Introduction to Computer Music: Volume One

3. Filters | page 2

Many filters come with a control called 'Q' or resonance (sometime called feedback, emphasis, quality or regeneration), which feeds a portion of the output back into the input. In the case of a lowpass filter, increasing the 'Q' would cause any frequencies present near the cutoff frequency to be emphasized. This makes sweeping the filter even more apparent. The lowpass filter on the left has a Q near 1, while the lowpass filter on the right has a Q of 5.
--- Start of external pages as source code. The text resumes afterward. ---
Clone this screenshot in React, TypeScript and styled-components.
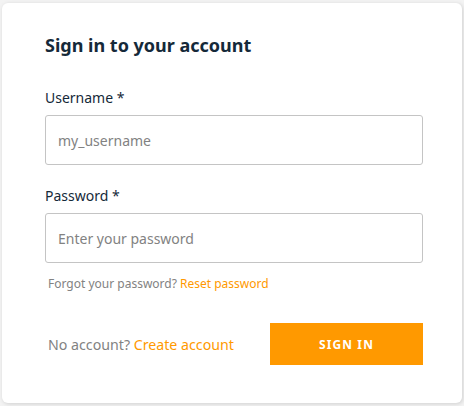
import React from "react";
import styled, { createGlobalStyle } from "styled-components";

const GlobalStyle = createGlobalStyle`
  html, body {
    margin: 0;
    padding: 0;
    background: #f3f3f3;
    font-family: "Noto Sans", "Open Sans", Arial, sans-serif;
  }
  * { box-sizing: border-box; }
`;

const Page = styled.div`
  width: 464px;
  height: 406px;
  padding: 3px 0 0 2px;
`;

const Card = styled.form`
  width: 460px;
  height: 400px;
  background: #fff;
  border-radius: 6px;
  box-shadow: 1px 1px 4px 0 rgba(0, 0, 0, 0.15);
  padding: 30px 39px 0 43px;
  display: flex;
  flex-direction: column;
`;

const Title = styled.h2`
  margin: 0 0 31px 0;
  font-size: 18px;
  line-height: 24px;
  font-weight: 700;
  color: #152939;
`;

const Field = styled.div`
  display: flex;
  flex-direction: column;
  gap: 7px;
  margin-bottom: ${(p: { $mb: number }) => p.$mb}px;
`;

const Label = styled.label`
  font-size: 14px;
  line-height: 20px;
  color: #152939;
`;

const Input = styled.input`
  width: 378px;
  height: 50px;
  padding: 0 12px;
  border: 1px solid #c4c4c4;
  border-radius: 3px;
  font-family: inherit;
  font-size: 14px;
  color: #152939;
  background: #fff;
  outline: none;
  &::placeholder { color: #828282; }
`;

const Hint = styled.div`
  margin: 13px 0 0 3px;
  font-size: 12px;
  line-height: 16px;
  color: #828282;
`;

const Link = styled.a`
  color: #ff9900;
  text-decoration: none;
  cursor: pointer;
`;

const Footer = styled.div`
  margin-top: 31px;
  display: flex;
  align-items: center;
  justify-content: space-between;
`;

const FooterText = styled.span`
  margin-left: 3px;
  font-size: 14.2px;
  color: #828282;
`;

const Button = styled.button`
  width: 153px;
  height: 42px;
  border: none;
  background: #ff9900;
  color: #fff;
  font-family: inherit;
  font-size: 12px;
  font-weight: 700;
  letter-spacing: 1.1px;
  text-transform: uppercase;
  cursor: pointer;
`;

export default function App() {
  return (
    <>
      <GlobalStyle />
      <Page>
        <Card onSubmit={(e) => e.preventDefault()}>
          <Title>Sign in to your account</Title>
          <Field $mb={21}>
            <Label>Username *</Label>
            <Input placeholder="my_username" />
          </Field>
          <Field $mb={0}>
            <Label>Password *</Label>
            <Input type="password" placeholder="Enter your password" />
          </Field>
          <Hint>
            Forgot your password? <Link>Reset password</Link>
          </Hint>
          <Footer>
            <FooterText>
              No account? <Link>Create account</Link>
            </FooterText>
            <Button type="submit">Sign in</Button>
          </Footer>
        </Card>
      </Page>
    </>
  );
}
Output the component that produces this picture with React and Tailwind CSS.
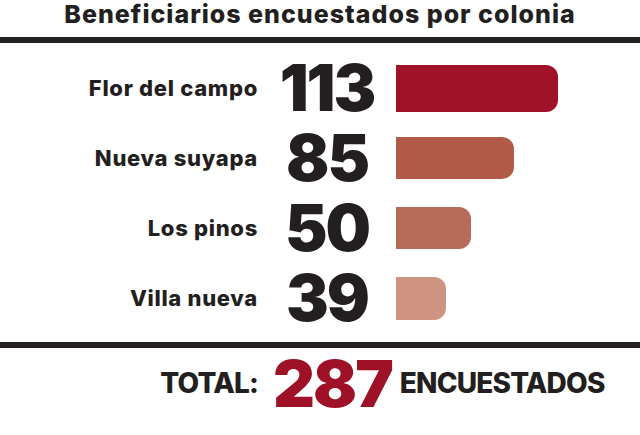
export default function App() {
  const rows = [
    { label: "Flor del campo", value: "113", w: 162, h: 47, color: "bg-[#a01228]" },
    { label: "Nueva suyapa", value: "85", w: 118, h: 42, color: "bg-[#b05a47]" },
    { label: "Los pinos", value: "50", w: 75, h: 42, color: "bg-[#b96b59]" },
    { label: "Villa nueva", value: "39", w: 50, h: 43, color: "bg-[#cf9381]" },
  ];
  return (
    <div className="w-[640px] h-[435px] bg-white overflow-hidden text-[#231f20] font-['Inter',sans-serif]">
      <div className="h-[28px] leading-[28px] text-center text-[25px] font-extrabold tracking-[1px] whitespace-nowrap">
        Beneficiarios encuestados por colonia
      </div>
      <div className="mt-[9px] h-[6px] bg-[#231f20]" />
      <div className="flex flex-col pt-[10px]">
        {rows.map((r) => (
          <div key={r.label} className="flex items-center h-[70px]">
            <div className="w-[258px] text-right text-[22px] font-extrabold leading-none tracking-[0.7px] whitespace-nowrap">{r.label}</div>
            <div className="w-[138px] text-center text-[64px] font-black leading-none tracking-[-2px]">{r.value}</div>
            <div
              className={`${r.color} rounded-r-[12px]`}
              style={{ width: r.w, height: r.h }}
            />
          </div>
        ))}
      </div>
      <div className="mt-[9px] h-[6px] bg-[#231f20]" />
      <div className="flex items-center h-[70px]">
        <div className="w-[258px] text-right text-[28px] font-extrabold leading-none tracking-[-0.8px]">TOTAL:</div>
        <div className="ml-[15px] text-[65px] font-black leading-none text-[#9e1126] tracking-[-2px]">287</div>
        <div className="ml-[8px] text-[28px] font-extrabold leading-none tracking-[-0.8px]">ENCUESTADOS</div>
      </div>
    </div>
  );
}
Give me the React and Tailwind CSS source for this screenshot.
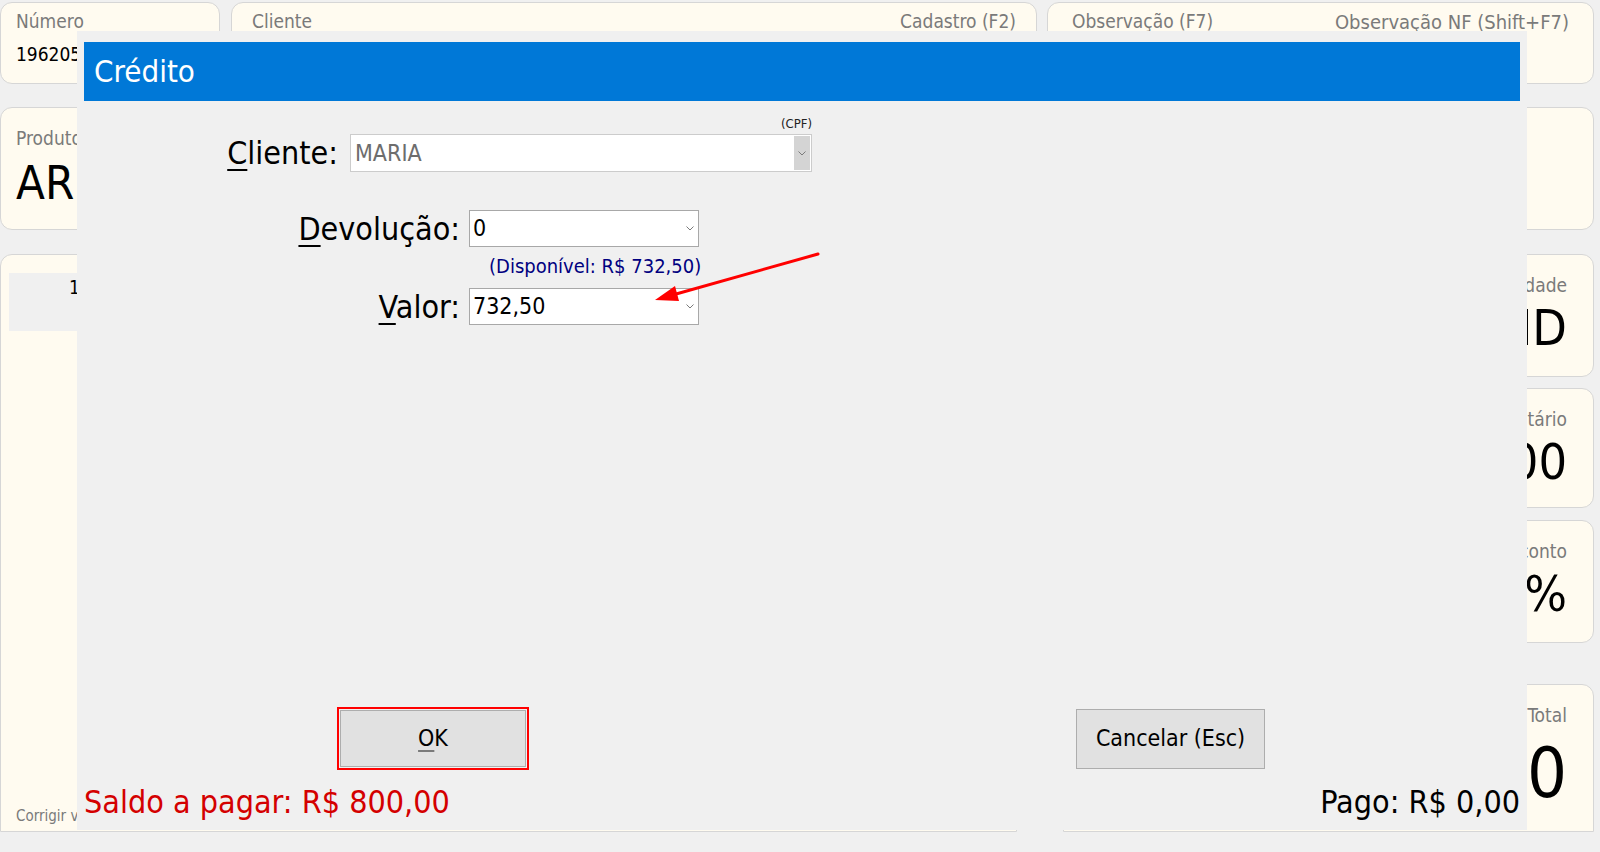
import React from 'react'

const Chevron = ({ className }) => (
    <svg width="8" height="5" viewBox="0 0 8 5" className={className}>
        <path d="M0.5 0.5 L4 4 L7.5 0.5" fill="none" stroke="#7a7a7a" strokeWidth="1" />
    </svg>
)

const Card = ({ className, children }) => (
    <div className={`bg-[#fffbf0] border border-[#d6d6d6] rounded-[12px] overflow-hidden ${className}`}>
        {children}
    </div>
)

const SideCard = ({ label, value, className, big }) => (
    <Card className={`flex flex-col items-end pr-[26px] ${className}`}>
        <span className="text-[19px] text-[#7a7a7a] mt-[16px]">{label}</span>
        <span className={`${big ? 'text-[70px] mt-[8px]' : 'text-[50px] mt-[3px]'} leading-none text-black`}>{value}</span>
    </Card>
)

export default function App() {
    return (
        <div className="relative w-[1600px] h-[852px] bg-[#f0f0f0] overflow-hidden font-['DejaVu_Sans_Condensed','DejaVu_Sans',sans-serif]">
            {/* fundo: tela de venda */}
            <div className="flex flex-col pt-[2px] pr-[6px]">
                <div className="flex gap-[10px] h-[82px]">
                    <Card className="w-[220px] pl-[15px] pt-[4px]">
                        <div className="text-[19px] text-[#7a7a7a]">Número</div>
                        <div className="text-[19px] text-black mt-[4px]">196205</div>
                    </Card>
                    <Card className="w-[806px] ml-[1px] px-[20px] pt-[4px]">
                        <div className="flex justify-between text-[19px] text-[#7a7a7a]">
                            <span>Cliente</span>
                            <span>Cadastro (F2)</span>
                        </div>
                    </Card>
                    <Card className="flex-1 px-[24px] pt-[4px]">
                        <div className="flex justify-between text-[19px] text-[#7a7a7a]">
                            <span>Observação (F7)</span>
                            <span className="text-[20px]">Observação NF (Shift+F7)</span>
                        </div>
                    </Card>
                </div>

                <Card className="mt-[23px] h-[123px] pl-[15px] pt-[16px]">
                    <div className="text-[19px] text-[#7a7a7a]">Produto</div>
                    <div className="text-[47px] leading-none text-black mt-[6px]">ARROZ</div>
                </Card>

                <div className="flex mt-[24px] h-[578px]">
                    <Card className="w-[1017px] flex flex-col !rounded-b-none">
                        <div className="mx-[8px] mt-[18px] h-[58px] bg-[#f0f0f0] pl-[60px] text-[19px]">1</div>
                        <div className="flex-1" />
                        <div className="pl-[15px] pb-[4px] text-[15px] text-[#7a7a7a]">Corrigir valor (F3)</div>
                    </Card>
                    <div className="ml-[46px] flex-1 flex flex-col">
                        <SideCard label="Quantidade" value="UND" className="h-[123px]" />
                        <SideCard label="Unitário" value="800,00" className="h-[120px] mt-[11px]" />
                        <SideCard label="Desconto" value="0%" className="h-[123px] mt-[12px]" />
                        <SideCard label="Total" value="800,00" className="h-[148px] mt-[41px] !rounded-b-none" big />
                    </div>
                </div>
            </div>

            {/* janela Crédito */}
            <div className="absolute left-[77px] top-[31px] w-[1450px] h-[799px] bg-[#f0f0f0] flex flex-col">
                <div className="mx-[7px] mt-[11px] h-[59px] bg-[#0078d7] flex items-center pl-[10px] text-white text-[31px]">
                    Crédito
                </div>

                <div className="w-[735px] text-right text-[13px] text-[#222] mt-[16px] leading-none">(CPF)</div>
                <div className="flex items-center mt-[4px]">
                    <span className="w-[261px] text-right text-[32px] text-black leading-none">
                        <span className="underline underline-offset-[5px] decoration-[2px]">C</span>liente:
                    </span>
                    <div className="ml-[12px] w-[462px] h-[38px] bg-white border border-[#cccccc] flex items-center">
                        <span className="flex-1 pl-[4px] text-[23px] text-[#6d6d6d]">MARIA</span>
                        <div className="w-[16px] h-[34px] mr-[1px] bg-[#d4d4d4] flex items-center justify-center">
                            <Chevron />
                        </div>
                    </div>
                </div>

                <div className="flex items-center mt-[38px]">
                    <span className="w-[383px] text-right text-[32px] text-black leading-none">
                        <span className="underline underline-offset-[5px] decoration-[2px]">D</span>evolução:
                    </span>
                    <div className="ml-[9px] w-[230px] h-[37px] bg-white border border-[#a8a8a8] flex items-center">
                        <span className="flex-1 pl-[3px] text-[23px] text-black">0</span>
                        <Chevron className="mr-[4px]" />
                    </div>
                </div>
                <div className="ml-[412px] mt-[7px] text-[20px] text-[#000080] leading-[24px]">(Disponível: R$ 732,50)</div>
                <div className="flex items-center mt-[10px]">
                    <span className="w-[383px] text-right text-[32px] text-black leading-none">
                        <span className="underline underline-offset-[5px] decoration-[2px]">V</span>alor:
                    </span>
                    <div className="ml-[9px] w-[230px] h-[37px] bg-white border border-[#a8a8a8] flex items-center">
                        <span className="flex-1 pl-[3px] text-[23px] text-black">732,50</span>
                        <Chevron className="mr-[4px]" />
                    </div>
                </div>

                <div className="flex items-center mt-[382px] h-[63px]">
                    <button className="ml-[260px] w-[192px] h-[63px] border-2 border-[#ff0000] p-[1px]">
                        <span className="w-full h-full bg-[#e1e1e1] border border-[#adadad] flex items-center justify-center text-[23px] text-black">
                            <span className="underline underline-offset-[4px] decoration-[#7a7a7a]">O</span>K
                        </span>
                    </button>
                    <button className="ml-[547px] w-[189px] h-[60px] bg-[#e1e1e1] border border-[#adadad] text-[23px] text-black">
                        Cancelar (Esc)
                    </button>
                </div>

                <div className="flex justify-between items-center px-[7px] mt-[12px] h-[40px] text-[32px]">
                    <span className="text-[#d40000]">Saldo a pagar: R$ 800,00</span>
                    <span className="text-black">Pago: R$ 0,00</span>
                </div>

                {/* seta vermelha */}
                <svg className="absolute left-[570px] top-[214px]" width="180" height="64" viewBox="0 0 180 64">
                    <line x1="171" y1="9" x2="22" y2="51" stroke="#ff0000" strokeWidth="3" strokeLinecap="round" />
                    <polygon points="8,55 28,41 32,56" fill="#ff0000" />
                </svg>
            </div>
        </div>
    )
}
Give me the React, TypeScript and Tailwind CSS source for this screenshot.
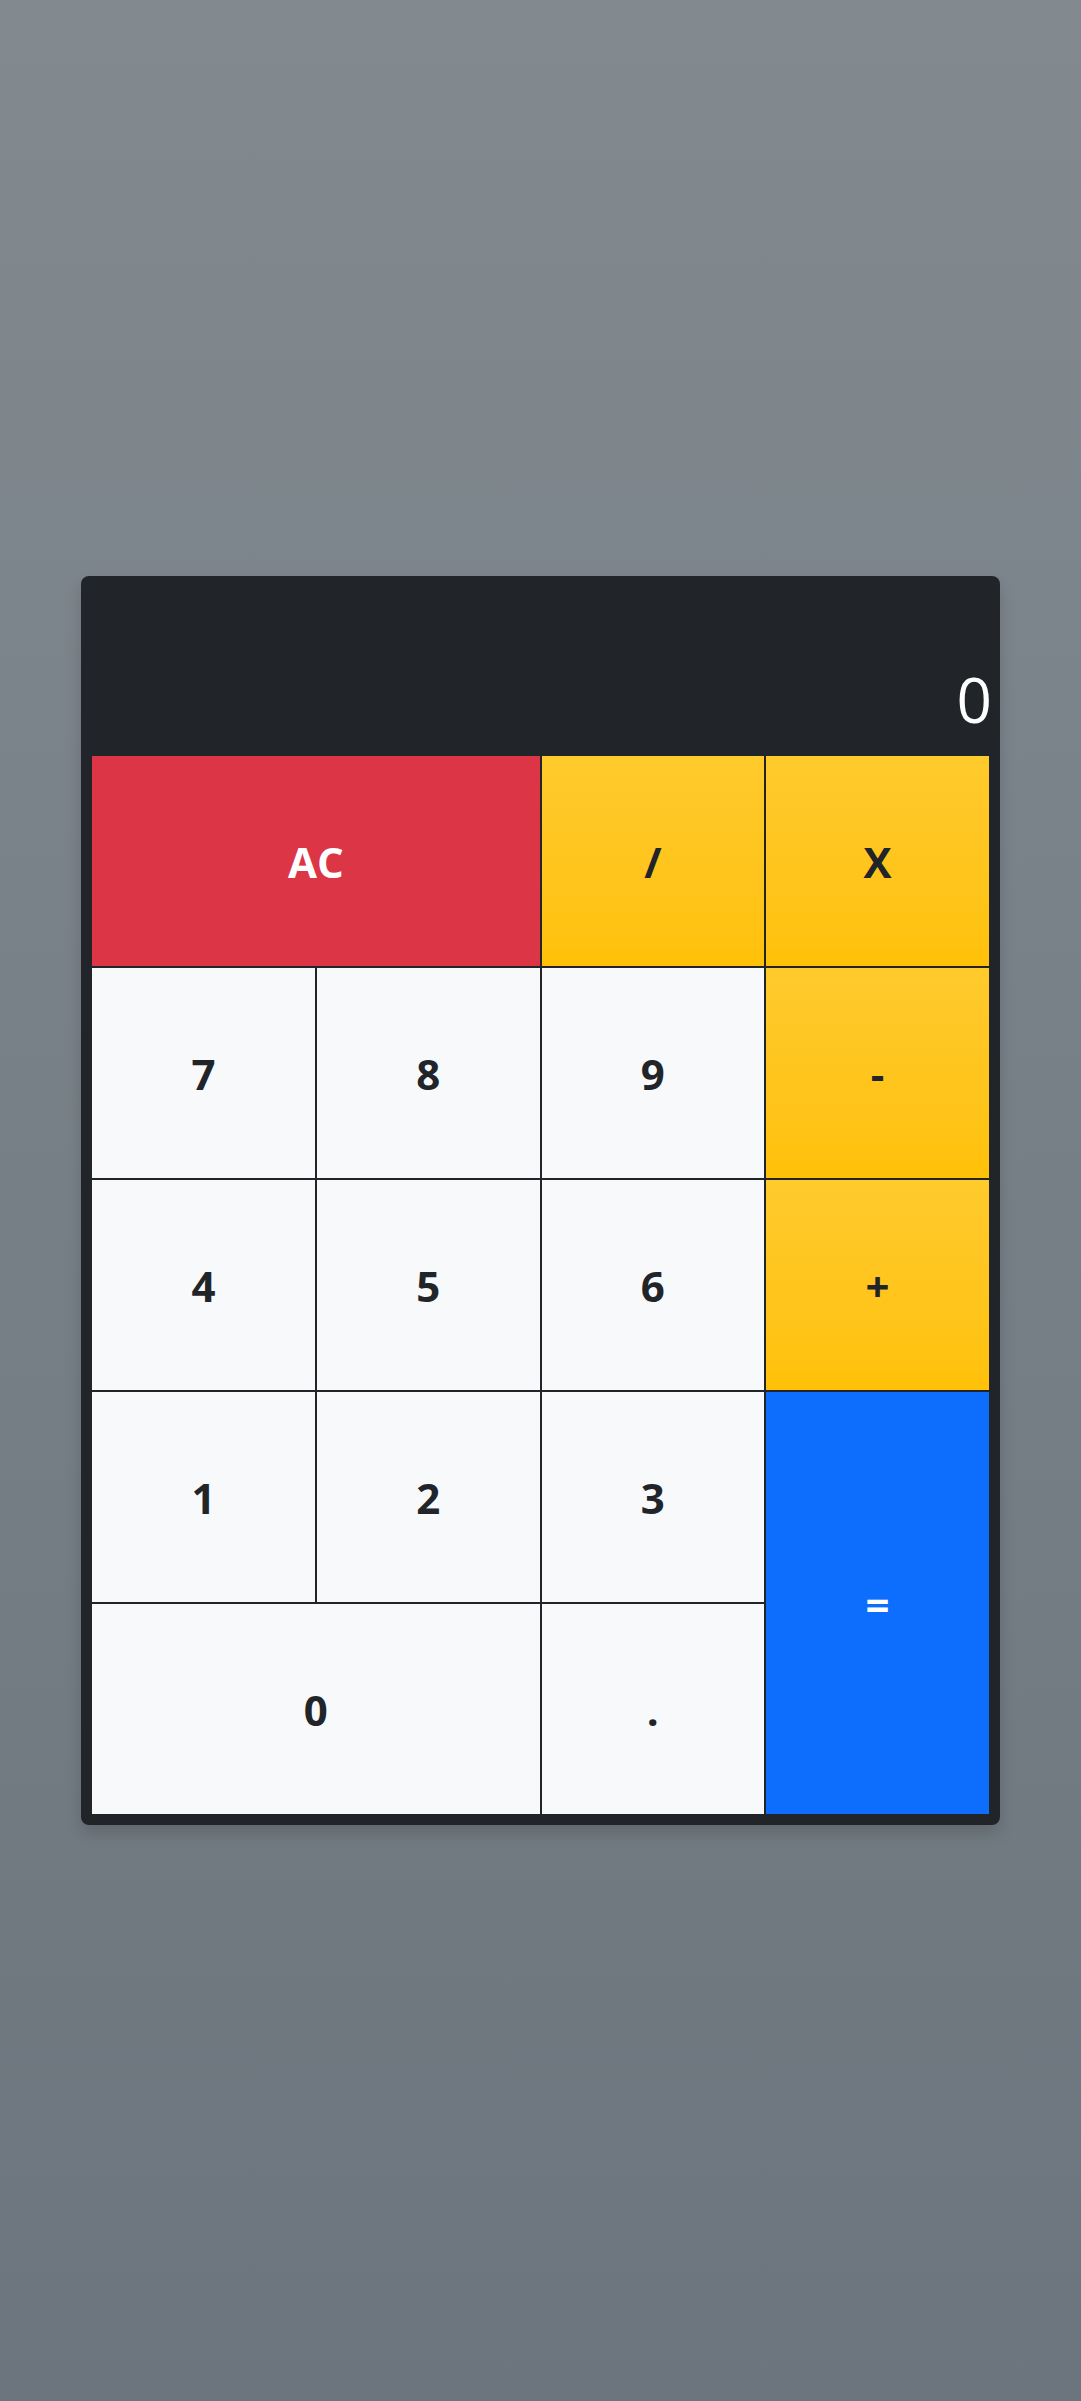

The following table shows some example calculations for Q:

Center ƒ BW Q
400 200 2
1000 200 5
200 200 1

A high value for 'Q' denotes a narrow filter. As one sweeps a filter higher, the bandwidth needs to widen to maintain the same value of Q. As the band narrows, energy previously spread out over a broader range is concentrated on a smaller range of frequencies and can be very intense when a strong component of the input signal is centered on the passband. Too much 'Q' can cause a howling noise or excessive feedback, particularly when energetic frequency components fall within the passband.

Filters can be combined in various ways for various purposes. Filters can be connected in a series or cascade, so that the output of one is fed into the next. This arrangement steepens the rolloff and narrows the passband if the center frequencies are identical. With series connections, it is important that some frequency components be passed from the first to subsequent filters for treatment, as is the case with the series or EQ peak/notch filters discussed on the previous page.

Filters can be connected in parallel so the a single source is fed independently into several filters whose outputs are then summed. This arrangement is ideal for creating multiple areas of resonance or formants.

For example, a complex sound source can be shaped to sound like a soprano's vowel 'A' with multiple bandpass filters. Their frequencies (Hz), relative amplitude (dB) and bandwidth (Bw in Hz) would be:

Freq dB Bw
800 0 80
1150 -6 90
2900 -32 120
3900 -20 130
4950 -50 140

Areas of resonance are referred to as poles whereas areas of non-resonance are referred to as zeroes. A four-pole filter, therefore, might consist of four bandpass filters connected in parallel as pictured below.

Controllable parameters for filters usually include:

  • the initial frequency -- where the cutoff frequency starts before any controls are added to it
  • the attenuator -- how far the cutoff frequency will be swept by the control signal
  • the amount of Q or resonance

The most common mistake in using filters is to try filtering frequencies that are not present in the source signal. When learning how to use filters, use a spectrally rich signal like noise or a complex waveform (i.e., not a sine wave). The second most common mistake is to have the cutoff frequency set so low (for a lowpass) that all the signal is attenuated (no sound) or so high that no frequencies are affected (no filtering).